After some dedicated testing with liadahlia and excellent deckbuilding intuition from her, we found that the Ikawahs performed much better, strengthening the forks and making centrals less vulnerable early into the game. As the kill cheese plan was being deemphasized, the Týrs got cut for leaner ice. Nico Campaign was replaced with Marilyn Campaign to make it a little bit harder for runners to disrupt our early economic development.

Flex Slots and Card Choices

The list is pretty tight, but I think the third Spin Doctor and the third Tatu-Bola are the most cuttable influence spends. In the last hours the night before the event, I was considering Extract, Standard Procedure, or Your Digital Life as an additional way to burst up in money when necessary on the fork turns, but decided to just run with a more consistent set of tools and to maintain a slightly higher count of installables.

Malia Z0L0K4 was an all-star in the event, blanking Daily Casts, The Class Act, and Bankhar and just being a general nuisance to runners even when not forcing kills through.

Red Level Clearance was a late addition to help smooth out the early game, give an early card for Drafter to pick up, and enable some kickflip lines with Wage Workers. This slot could possibly just be Hedge Fund but I did appreciate the extra utility that RLC offered. One earlier iteration of the deck included Sudden Commandment to combo with RLC for fast advance and dig for punishment but I found that I so rarely needed it to close a game that I had better ways to spend influence.

Matches

R1 (W): TheRealBeale on Mercury
R4 (W): iherdn3rfz on Ken
R5 (W): ksodiya on 419
R8 (L): Paillu on Freedom
R9 (W): Derek M. on 419
R11 (W): Styx on Esâ
R13 (W): Chem_Collapse on Spark Kit

The Netrunner Community is Amazing

This was my first time competing at Worlds and also the largest card game tournament I've ever attended. Everyone I met was wonderful and the energy and love in the tournament hall was unparalleled. Big thanks to NSG and the volunteer team for putting on such a great event.
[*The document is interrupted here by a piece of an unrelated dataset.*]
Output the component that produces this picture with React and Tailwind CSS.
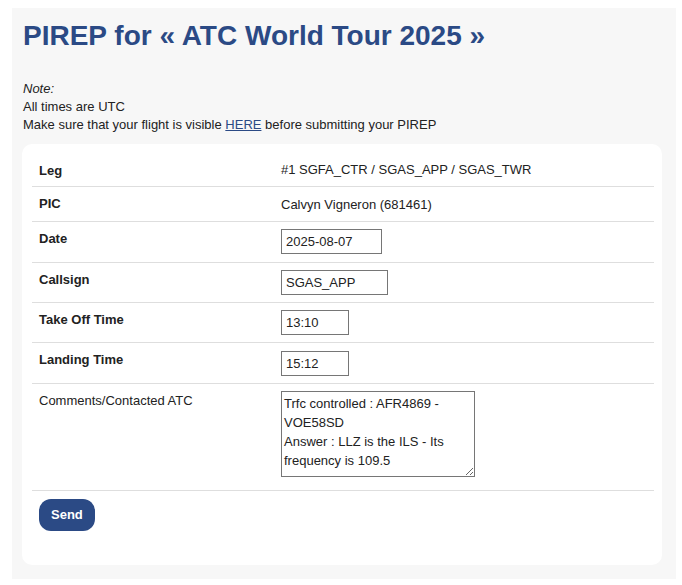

Also huge thanks to the Portland, Oregon Netrunner community for being such an active and welcoming community. I'm really proud of how well we performed as a group at this event and hopefully this is the first step in becoming an active force in the larger competitive scene. Our pre-Worlds jam session was instrumental in fine-tuning this list and showing me that it had real potential. And thanks Perihelion for the deck name idea.

Biggest thanks to my husband Alex for coming with me on this journey to San Francisco and supporting me along the way! Love you!